##### TASK MATERIAL #####

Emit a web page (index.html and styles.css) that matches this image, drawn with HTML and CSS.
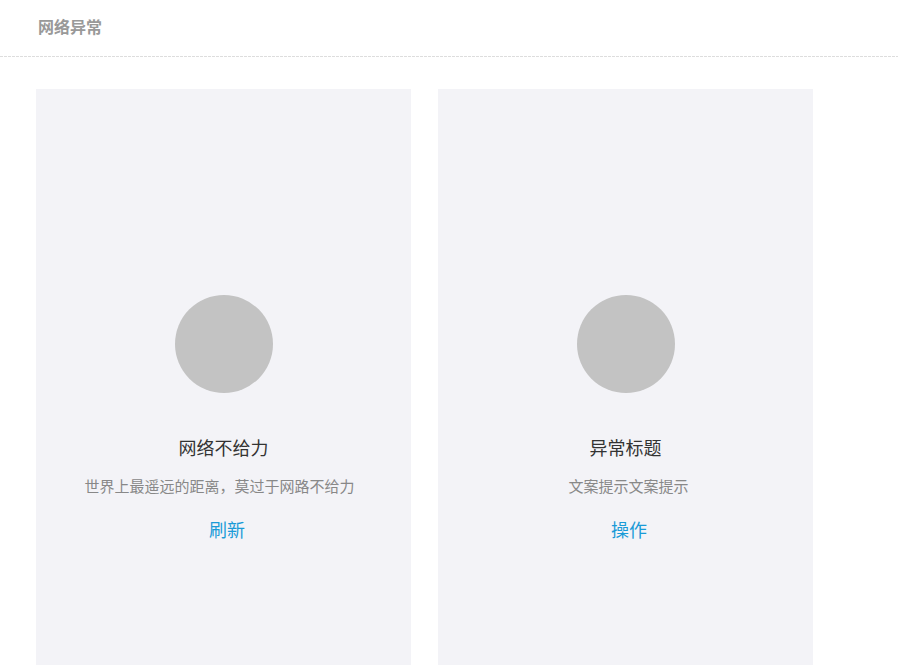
FILE: index.html
```html
<!DOCTYPE html>
<html lang="zh-CN">
<head>
<meta charset="utf-8">
<title>网络异常</title>
<link rel="stylesheet" href="styles.css">
</head>
<body>
<header class="page-header">
  <h1 class="page-title">网络异常</h1>
</header>
<div class="dash"></div>
<main class="cards">
  <section class="card">
    <div class="placeholder"></div>
    <h2 class="card-title">网络不给力</h2>
    <p class="card-desc card-desc-long">世界上最遥远的距离，莫过于网路不给力</p>
    <a class="card-action" href="#">刷新</a>
  </section>
  <section class="card">
    <div class="placeholder"></div>
    <h2 class="card-title">异常标题</h2>
    <p class="card-desc">文案提示文案提示</p>
    <a class="card-action" href="#">操作</a>
  </section>
</main>
</body>
</html>
```

FILE: styles.css
```css
html, body {
  margin: 0;
  padding: 0;
  background: #ffffff;
  font-family: "Noto Sans CJK SC", "Noto Sans", "Liberation Sans", sans-serif;
  overflow: hidden;
}

.page-header {
  box-sizing: border-box;
  height: 56px;
  padding: 16px 38px 0;
}

.page-title {
  margin: 0;
  font-size: 16px;
  line-height: 20px;
  font-weight: bold;
  color: #999999;
}

.dash {
  height: 1px;
  background: repeating-linear-gradient(to right, #dddddd 0 3px, transparent 3px 4px);
}

.cards {
  display: flex;
  gap: 27px;
  padding: 32px 0 0 36px;
}

.card {
  box-sizing: border-box;
  width: 375px;
  height: 667px;
  flex: none;
  background: #f3f3f7;
  display: flex;
  flex-direction: column;
  align-items: center;
  padding-top: 206px;
}

.placeholder {
  width: 98px;
  height: 98px;
  border-radius: 50%;
  background: #c3c3c3;
}

.card-title {
  margin: 42px 0 0;
  font-size: 18px;
  line-height: 24px;
  font-weight: normal;
  color: #333333;
}

.card-desc {
  margin: 17px 0 0;
  font-size: 15px;
  line-height: 20px;
  color: #888888;
  padding-left: 6px;
}

.card-desc-long {
  padding-left: 0;
  padding-right: 8px;
}

.card-action {
  margin-top: 21px;
  padding-left: 7px;
  font-size: 18px;
  line-height: 24px;
  color: #1a9bd7;
  text-decoration: none;
}
```
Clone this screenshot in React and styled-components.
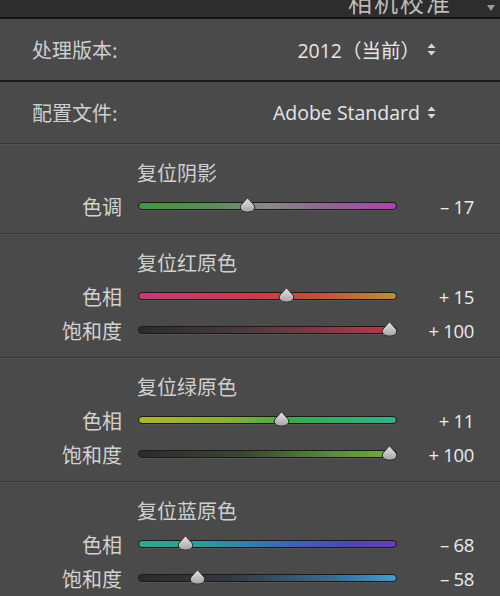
import React from "react";
import styled, { createGlobalStyle } from "styled-components";

const GlobalStyle = createGlobalStyle`
  html, body {
    margin: 0;
    padding: 0;
    background: #4a4a4a;
  }
  body {
    font-family: "Noto Sans CJK SC", "Noto Sans", sans-serif;
  }
`;

const Panel = styled.div`
  width: 500px;
  height: 596px;
  overflow: hidden;
  background: #4a4a4a;
  color: #d2d2d2;
  display: flex;
  flex-direction: column;
`;

const Header = styled.div`
  height: 17px;
  flex: 0 0 17px;
  background: #2d2d2d;
  border-bottom: 2px solid #151515;
  display: flex;
  align-items: flex-end;
  justify-content: flex-end;
  gap: 34px;
  padding-right: 4px;
  overflow: hidden;
`;

const Title = styled.div`
  font-size: 24px;
  line-height: 24px;
  letter-spacing: 2px;
  color: #bdbdbd;
  margin-bottom: 3px;
`;

const HeaderIcon = styled.svg`
  width: 10px;
  height: 10px;
  margin-bottom: 4px;
`;

const SettingRow = styled.div`
  height: 61px;
  flex: 0 0 61px;
  display: flex;
  align-items: center;
  justify-content: space-between;
  padding: 0 64px 0 32px;
  border-bottom: ${(p) => (p.$heavy ? "2px solid #1c1c1c" : "1px solid #363636")};
  box-shadow: ${(p) => (p.$heavy ? "none" : "0 1px 0 #545454")};
`;

const SettingLabel = styled.div`
  font-size: 20px;
  color: #cfcfcf;
`;

const Dropdown = styled.div`
  display: flex;
  align-items: center;
  gap: 5px;
  font-family: "Open Sans", "Noto Sans CJK SC", sans-serif;
  font-size: 19.5px;
  color: #e6e6e6;
`;

const Stepper = styled.svg`
  width: 9px;
  height: 13px;
  margin-left: 2px;
`;

const Section = styled.div`
  padding: 13px 0 10px;
  border-bottom: 1px solid #383838;
  box-shadow: 0 1px 0 #525252;
  display: flex;
  flex-direction: column;
`;

const SectionTitle = styled.div`
  height: 32px;
  line-height: 32px;
  padding-left: 137px;
  font-size: 20px;
  color: #d0d0d0;
`;

const SliderRow = styled.div`
  height: 34px;
  display: grid;
  grid-template-columns: 122px 259px 61px;
  column-gap: 16px;
  align-items: center;
  padding-right: 26px;
`;

const SliderLabel = styled.div`
  text-align: right;
  font-size: 20px;
  color: #d2d2d2;
`;

const Track = styled.div`
  position: relative;
  height: 6px;
  border-radius: 4px;
  border: 1px solid #1a1a1a;
  background: ${(p) => p.$gradient};
  box-shadow: 0 1px 0 rgba(255, 255, 255, 0.06);
`;

const Thumb = styled.svg`
  position: absolute;
  top: -6px;
  width: 17px;
  height: 16px;
  margin-left: -8px;
`;

const Value = styled.div`
  text-align: right;
  font-family: "Open Sans", "Noto Sans", sans-serif;
  font-size: 18.5px;
  color: #ececec;
  white-space: pre;
  letter-spacing: -0.3px;
`;

const sections = [
  {
    title: "复位阴影",
    rows: [
      {
        label: "色调",
        value: -17,
        gradient: "linear-gradient(90deg, #3c9a3c 0%, #5f8a5c 30%, #8a8a8a 50%, #8a6a8c 70%, #b23fb6 100%)",
      },
    ],
  },
  {
    title: "复位红原色",
    rows: [
      {
        label: "色相",
        value: 15,
        gradient: "linear-gradient(90deg, #c23a78 0%, #cc3a4a 45%, #c2503a 70%, #b89236 100%)",
      },
      {
        label: "饱和度",
        value: 100,
        gradient: "linear-gradient(90deg, #2c2c2c 0%, #4a3a3c 40%, #8a3a46 75%, #c0364a 100%)",
      },
    ],
  },
  {
    title: "复位绿原色",
    rows: [
      {
        label: "色相",
        value: 11,
        gradient: "linear-gradient(90deg, #b0b430 0%, #8aae34 35%, #3ca84a 60%, #34b08c 100%)",
      },
      {
        label: "饱和度",
        value: 100,
        gradient: "linear-gradient(90deg, #2c2c2c 0%, #3a4434 40%, #5a8a3c 75%, #74ae3c 100%)",
      },
    ],
  },
  {
    title: "复位蓝原色",
    rows: [
      {
        label: "色相",
        value: -68,
        gradient: "linear-gradient(90deg, #34a88a 0%, #2e9a9a 25%, #3a6ab4 55%, #4a4ab8 80%, #6a3cb6 100%)",
      },
      {
        label: "饱和度",
        value: -58,
        gradient: "linear-gradient(90deg, #2c2c2c 0%, #34383e 35%, #3a6a8e 75%, #4a9ac8 100%)",
      },
    ],
  },
];

function formatValue(v) {
  if (v > 0) return `+ ${v}`;
  if (v < 0) return `– ${Math.abs(v)}`;
  return "0";
}

function SliderThumb({ value }) {
  const pct = (value + 100) / 200;
  // the thumb stays inside the track, inset by half its width
  const left = 8 + pct * (259 - 16);
  return (
    <Thumb viewBox="0 0 17 16" style={{ left: `${left - 1}px` }}>
      <defs>
        <linearGradient id="thumbFill" x1="0" y1="0" x2="0" y2="1">
          <stop offset="0" stopColor="#e4e4e4" />
          <stop offset="1" stopColor="#a4a4a4" />
        </linearGradient>
      </defs>
      <path
        d="M8.5 0.8 L15 8 Q16.4 9.8 15.4 12 Q13.8 15.2 8.5 15.2 Q3.2 15.2 1.6 12 Q0.6 9.8 2 8 Z"
        fill="url(#thumbFill)"
        stroke="#2a2a2a"
        strokeWidth="1"
      />
    </Thumb>
  );
}

function UpDown() {
  return (
    <Stepper viewBox="0 0 9 13">
      <path d="M4.5 0.5 L8.5 5 L0.5 5 Z" fill="#d8d8d8" />
      <path d="M4.5 12.5 L8.5 8 L0.5 8 Z" fill="#d8d8d8" />
    </Stepper>
  );
}

export default function App() {
  return (
    <>
      <GlobalStyle />
      <Panel>
        <Header>
          <Title>相机校准</Title>
          <HeaderIcon viewBox="0 0 10 10">
            <path d="M1 2 L9 2 L5 8 Z" fill="#9a9a9a" />
          </HeaderIcon>
        </Header>

        <SettingRow $heavy>
          <SettingLabel>处理版本:</SettingLabel>
          <Dropdown>
            2012（当前）
            <UpDown />
          </Dropdown>
        </SettingRow>

        <SettingRow>
          <SettingLabel>配置文件:</SettingLabel>
          <Dropdown>
            Adobe Standard
            <UpDown />
          </Dropdown>
        </SettingRow>

        {sections.map((s) => (
          <Section key={s.title}>
            <SectionTitle>{s.title}</SectionTitle>
            {s.rows.map((r) => (
              <SliderRow key={r.label}>
                <SliderLabel>{r.label}</SliderLabel>
                <Track $gradient={r.gradient}>
                  <SliderThumb value={r.value} />
                </Track>
                <Value>{formatValue(r.value)}</Value>
              </SliderRow>
            ))}
          </Section>
        ))}
      </Panel>
    </>
  );
}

#####

Pick out every line above that contains the word "page" and copy it.

Emit a web page (index.html and styles.css) that matches this image, drawn with HTML and CSS.
<header class="page-header">
  <h1 class="page-title">网络异常</h1>
.page-header {
.page-title {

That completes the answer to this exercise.